Прежде всего, это пространственная антитеза: любви-восхождению ко все более всеобщему и вечному противопоставлен евангельский кенозис, еще и вызывающе заостренный: жалость к чирьям, к праху, к самому низкому, глупому, смертному, безобразному. Жалкость, нелепость, смертность и безобразие и суть "Мойры и Илифии" этой Первой Любви.
"Ведь предмет любви в самом деле и прекрасен и нежен и полон совершенства и достоин зависти" (Пир, 204b). Ничего более противоположного мочащемуся, в чирьях председателю Лоэнгрину, предмету первой любви-последней жалости придумать нельзя. Не красота, а безобразие как уязвимость - вот в отношении к чему, по Веничке, проверяется сердце мудреца - и художника. "Эстетика безобразного", с которой привычно связывают письмо Ерофеева, обоснована этически. Если св. Франциску так трудно было преодолеть отвращение к прокаженным и вообще ко всему неприглядному, Венедикт чувствовал смущение в противоположном случае: там, где ему приходилось встретить нечто стремящееся к совершенной красоте или добродетели, классичности. Любить то, что нельзя пожалеть? что и само по себе недурно и не взывает к последней жалости? любить самостояние, самодостаточность, бессмертие?

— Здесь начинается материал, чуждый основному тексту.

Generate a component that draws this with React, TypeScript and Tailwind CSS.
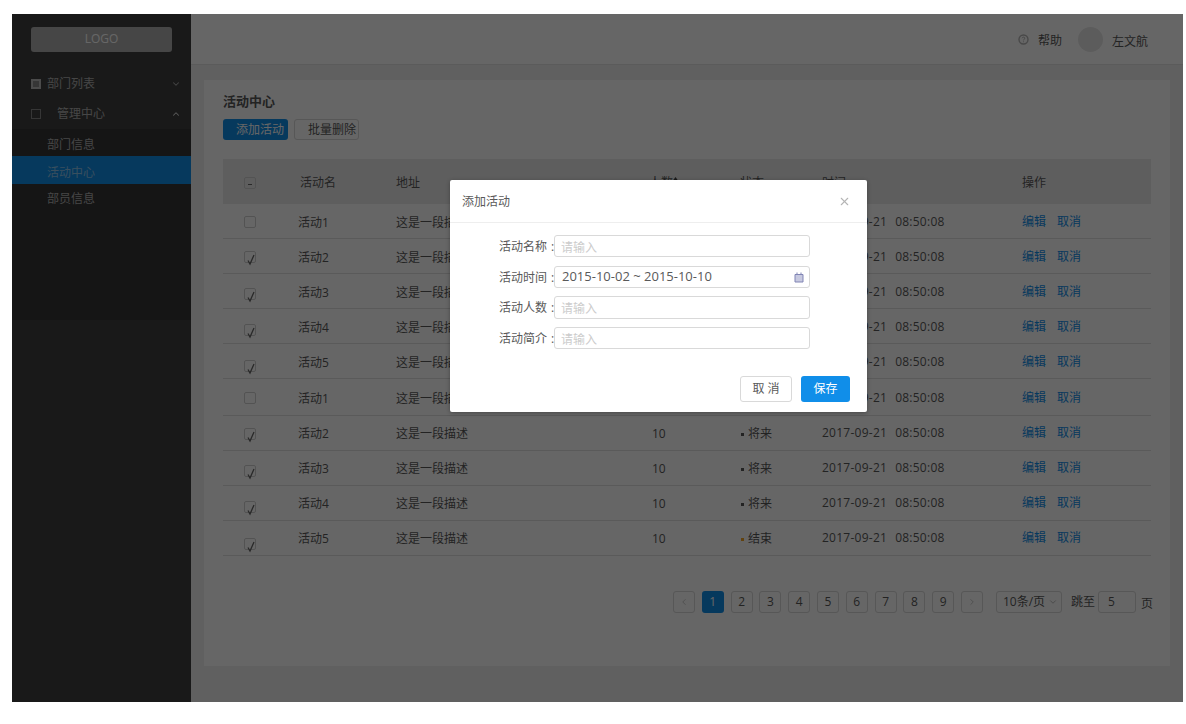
import React from "react";
import { ChevronDown, ChevronUp, ChevronLeft, ChevronRight, X } from "lucide-react";

const rows = [
  { n: "活动1", c: false, st: "将来", h: "h-[35px] pt-[4px]", o: "-translate-y-[1px]", d: "bg-[#595959]" },
  { n: "活动2", c: true, st: "将来", h: "h-[35px] pt-[4px]", o: "-translate-y-[1px]", d: "bg-[#595959]" },
  { n: "活动3", c: true, st: "将来", h: "h-[35px] pt-[4px]", o: "translate-y-[1px]", d: "bg-[#595959]" },
  { n: "活动4", c: true, st: "将来", h: "h-[35px] pt-[4px]", o: "translate-y-[2px]", d: "bg-[#595959]" },
  { n: "活动5", c: true, st: "结束", h: "h-[35px] pt-[4px]", o: "translate-y-[3px]", d: "bg-[#f5a623]" },
  { n: "活动1", c: false, st: "将来", h: "h-[37px] pt-[4px]", o: "-translate-y-[1px]", d: "bg-[#595959]" },
  { n: "活动2", c: true, st: "将来", h: "h-[35px] pt-[2px]", o: "translate-y-[0px]", d: "bg-[#595959]" },
  { n: "活动3", c: true, st: "将来", h: "h-[35px] pt-[2px]", o: "translate-y-[2px]", d: "bg-[#595959]" },
  { n: "活动4", c: true, st: "将来", h: "h-[35px] pt-[2px]", o: "translate-y-[3px]", d: "bg-[#595959]" },
  { n: "活动5", c: true, st: "结束", h: "h-[35px] pt-[2px]", o: "translate-y-[5px]", d: "bg-[#f5a623]" },
];

const gridCols = "grid grid-cols-[75px_98px_256px_88px_82px_200px_1fr] items-center";

function Box({ checked, dash, cls }: { checked?: boolean; dash?: boolean; cls?: string }) {
  return (
    <span className={`relative ml-[21px] block h-[12px] w-[12px] rounded-[2px] border border-[#cfcfcf] ${cls ?? ""}`}>
      {dash && <span className="absolute left-[3px] top-[6px] h-[1px] w-[4px] bg-[#666]" />}
      {checked && (
        <svg className="absolute left-[1px] top-[1px]" width="12" height="14" viewBox="0 0 12 14" fill="none">
          <path d="M2 7.5 L4 11 L8 2" stroke="#666" strokeWidth="1.3" />
        </svg>
      )}
    </span>
  );
}

function Field({ label, mt, h, children }: { label: string; mt: string; h: string; children: React.ReactNode }) {
  return (
    <div className={`flex items-center ${mt}`}>
      <span className="flex w-[104px] pl-[49px] pt-[1px] text-[12px] whitespace-nowrap text-[#595959]">
        {label}
        <span className="ml-[4px]">:</span>
      </span>
      <div className={`flex w-[256px] items-center justify-between rounded-[3px] border border-[#d9d9d9] pl-[6px] pr-[5px] ${h}`}>
        {children}
      </div>
    </div>
  );
}

const Ph = () => <span className="pt-[3px] text-[12px] text-[#cccccc]">请输入</span>;

export default function App() {
  return (
    <div className="h-[724px] w-full overflow-hidden bg-white pl-[12px] pt-[14px] text-[12px] text-[#595959] [font-family:'Open_Sans','Noto_Sans_CJK_SC',sans-serif]">
      <div className="relative flex h-[688px] w-[1171px] overflow-hidden">
        <aside className="flex w-[179px] shrink-0 flex-col bg-[#404040] text-[#b0b0b0]">
          <div className="mx-[19px] mt-[13px] flex h-[25px] items-center justify-center rounded-[3px] bg-[#b0b0b0] pb-[2px] text-[12px] text-white">LOGO</div>
          <div className="mt-[18px] flex h-[28px] items-center pl-[19px] pr-[10px]">
            <span className="h-[10px] w-[10px] border-2 border-[#bbb] bg-[#888]" />
            <span className="ml-[6px] flex-1">部门列表</span>
            <ChevronDown size={10} strokeWidth={2.5} className="text-[#aaa]" />
          </div>
          <div className="flex h-[31px] items-center pl-[19px] pr-[10px]">
            <span className="h-[10px] w-[10px] border border-[#888]" />
            <span className="ml-[16px] flex-1">管理中心</span>
            <ChevronUp size={10} strokeWidth={2.5} className="text-[#ddd]" />
          </div>
          <div className="h-[191px] bg-[#353535] pl-[35px]">
            <div className="flex h-[27px] items-center pt-[5px]">部门信息</div>
            <div className="-ml-[35px] flex h-[28px] items-center bg-[#108ee9] pl-[35px] pt-[5px] text-[#8fc5ec]">活动中心</div>
            <div className="flex h-[28px] items-center pt-[2px]">部员信息</div>
          </div>
        </aside>

        <div className="flex min-w-0 flex-1 flex-col bg-[#f0f0f0]">
          <header className="flex h-[51px] shrink-0 items-center justify-end border-b border-[#e4e4e4] bg-white pr-[35px]">
            <svg width="11" height="11" viewBox="0 0 11 11" fill="none" className="mr-[9px]">
              <circle cx="5.5" cy="5.5" r="4.5" stroke="#b5b5b5" strokeWidth="1.4" />
              <path d="M4.2 4.2 C4.2 2.8 6.8 2.8 6.8 4.2 C6.8 5.2 5.5 5.2 5.5 6.4 M5.5 7.4 V8.2" stroke="#b5b5b5" />
            </svg>
            <span className="mt-[3px]">帮助</span>
            <span className="ml-[16px] h-[25px] w-[25px] rounded-full bg-[#e6e6e6]" />
            <span className="ml-[9px] mt-[5px]">左文航</span>
          </header>

          <div className="flex-1 px-[13px] pb-[36px] pt-[15px]">
            <main className="h-[586px] bg-white px-[19px] pt-[13px]">
              <h1 className="pt-[1px] text-[13px] font-bold leading-[14px] text-[#595959]">活动中心</h1>
              <div className="mt-[11px] flex gap-[6px]">
                <button className="h-[21px] w-[65px] rounded-[3px] bg-[#108ee9] pl-[13px] text-left text-[12px] text-white">添加活动</button>
                <button className="h-[21px] w-[65px] rounded-[3px] border border-[#d9d9d9] pl-[13px] text-left text-[12px]">批量删除</button>
              </div>
              <div className={`${gridCols} mt-[19px] h-[45px] bg-[#ececec] pt-[2px]`}>
                <Box dash />
                <span className="pl-[2px]">活动名</span>
                <span>地址</span>
                <span className="-ml-[3px] flex items-center">
                  人数
                  <svg className="-mt-[4px]" width="5" height="8" viewBox="0 0 5 8"><path d="M2.5 0 L5 3.5 H0 Z" fill="#444" /><path d="M2.5 8 L5 4.5 H0 Z" fill="#aaa" /></svg>
                </span>
                <span>状态</span>
                <span>时间</span>
                <span>操作</span>
              </div>
              {rows.map((r, i) => (
                <div key={i} className={`${gridCols} ${r.h} border-b border-[#e0e0e0]`}>
                  <Box checked={r.c} cls={r.o} />
                  <span>{r.n}</span>
                  <span>这是一段描述</span>
                  <span>10</span>
                  <span className="flex items-center">
                    <span className={`ml-[1px] mr-[4px] h-[3px] w-[3px] ${r.d}`} />
                    {r.st}
                  </span>
                  <span className="-mt-[2px] flex tracking-[0.25px]">
                    <span>2017-09-21</span>
                    <span className="ml-[8px]">08:50:08</span>
                  </span>
                  <span className="-mt-[2px] flex gap-[11px] text-[#108ee9]">
                    <span>编辑</span>
                    <span>取消</span>
                  </span>
                </div>
              ))}
              <div className="ml-[450px] mt-[35px] flex items-center whitespace-nowrap">
                <div className="flex shrink-0 gap-[6.8px] text-center">
                  <span className="flex h-[22px] w-[22px] items-center justify-center rounded-[3px] border border-[#d9d9d9] text-[#c0c0c0]"><ChevronLeft size={10} /></span>
                  <span className="flex h-[22px] w-[22px] items-center justify-center rounded-[3px] bg-[#108ee9] text-white">1</span>
                  {[2, 3, 4, 5, 6, 7, 8, 9].map((n) => (
                    <span key={n} className="flex h-[22px] w-[22px] items-center justify-center rounded-[3px] border border-[#d9d9d9]">{n}</span>
                  ))}
                  <span className="flex h-[22px] w-[22px] items-center justify-center rounded-[3px] border border-[#d9d9d9] text-[#c0c0c0]"><ChevronRight size={10} /></span>
                </div>
                <span className="ml-[13px] flex h-[22px] w-[66px] shrink-0 items-center justify-between rounded-[3px] border border-[#d9d9d9] pl-[6px] pr-[3px]">
                  10条/页
                  <ChevronDown size={10} className="text-[#b0b0b0]" />
                </span>
                <span className="ml-[9px] shrink-0">跳至</span>
                <span className="ml-[3px] flex h-[22px] w-[38px] shrink-0 items-center rounded-[3px] border border-[#d9d9d9] pl-[9px]">5</span>
                <span className="ml-[5px] mt-[4px] shrink-0">页</span>
              </div>
            </main>
          </div>
        </div>

        <div className="absolute inset-0 bg-black/60" />

        <div className="absolute left-[438px] top-[166px] h-[232px] w-[417px] rounded-[2px] bg-white shadow-[0_1px_4px_rgba(0,0,0,0.3)]">
          <div className="flex h-[43px] items-center justify-between border-b border-[#eeeeee] pl-[12px] pr-[16px]">
            <span className="pt-[2px] text-[12px] text-[#595959]">添加活动</span>
            <X size={13} strokeWidth={2} className="text-[#b5b5b5]" />
          </div>
          <div className="flex flex-col">
            <Field label="活动名称" mt="mt-[12px]" h="h-[22px]"><Ph /></Field>
            <Field label="活动时间" mt="mt-[9px]" h="h-[22px]">
              <span className="pl-[1px] text-[13px] text-[#595959]">2015-10-02 ~ 2015-10-10</span>
              <svg width="10" height="11" viewBox="0 0 10 11" fill="none">
                <path d="M1 2.5 H9 V10 H1 Z" fill="#c7c9e0" stroke="#8185b5" />
                <path d="M3 0.5 V3 M7 0.5 V3" stroke="#8185b5" />
              </svg>
            </Field>
            <Field label="活动人数" mt="mt-[8px]" h="h-[23px]"><Ph /></Field>
            <Field label="活动简介" mt="mt-[8px]" h="h-[22px]"><Ph /></Field>
          </div>
          <div className="mt-[27px] flex justify-end gap-[9px] pr-[17px]">
            <button className="h-[26px] w-[52px] rounded-[3px] border border-[#d9d9d9] bg-white text-[12px] text-[#595959]">取 消</button>
            <button className="h-[26px] w-[49px] rounded-[3px] bg-[#108ee9] text-[12px] text-white">保存</button>
          </div>
        </div>
      </div>
    </div>
  );
}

Если красотой, согласно Диотиме, Сократу и Платону, внушается любовь, которая приобщает к бессмертию, ибо в ней "та доля бессмертия и вечности, которая отпущена смертному существу", то Веничкина "последняя жалость" приобщает к смерти: "Бог, у м и р а я н а к р е с т е, заповедовал нам жалость...".
После сказанного, вероятно, уже тавтологией будет вывод о том, что платоновский "миф" пира мудрости, обсуждающего последние вопросы любви, смерти, бессмертия и красоты, принадлежит языческой парадигме, а ерофеевский - евангельской, притом в ее русском изводе, обостренно и до юродства кенотическом. Миф Эрота в собственном смысле (рожденный от Пороса и Пении, не бог, не смертный, а "среднее" существо, нищий, как его мать, но вечно стремящийся к богатству своего отца - сократовская генеалогия Эрота) встречает в Веничкином случае альтернативу: его Эрот-жалость стремится к матери Пении, нищете. Самый образ вагонного пира всем составом своих участников (которые не только бездомны, но и безбилетны, и даже в этом чужом пространстве располагаются незаконно; вспомним к тому же, что самое распивание спиртных напитков в пригородных поездах было категорически запрещено!) и своих предметных реалий воплощает эту нищету. Миф пира, доведенный до крайней редукции, тем не менее сохраняет свою мифическую и ритуальную семантику: собрания посвященных, совершающих жертвенное возлияние божеству. Здесь рождается трагический и комический одновременно (исполнение последнего совета Сократа в "Пире") гимн "последней жалости", который приобретает ту же тотальность космического принципа, что и сократов Эрот.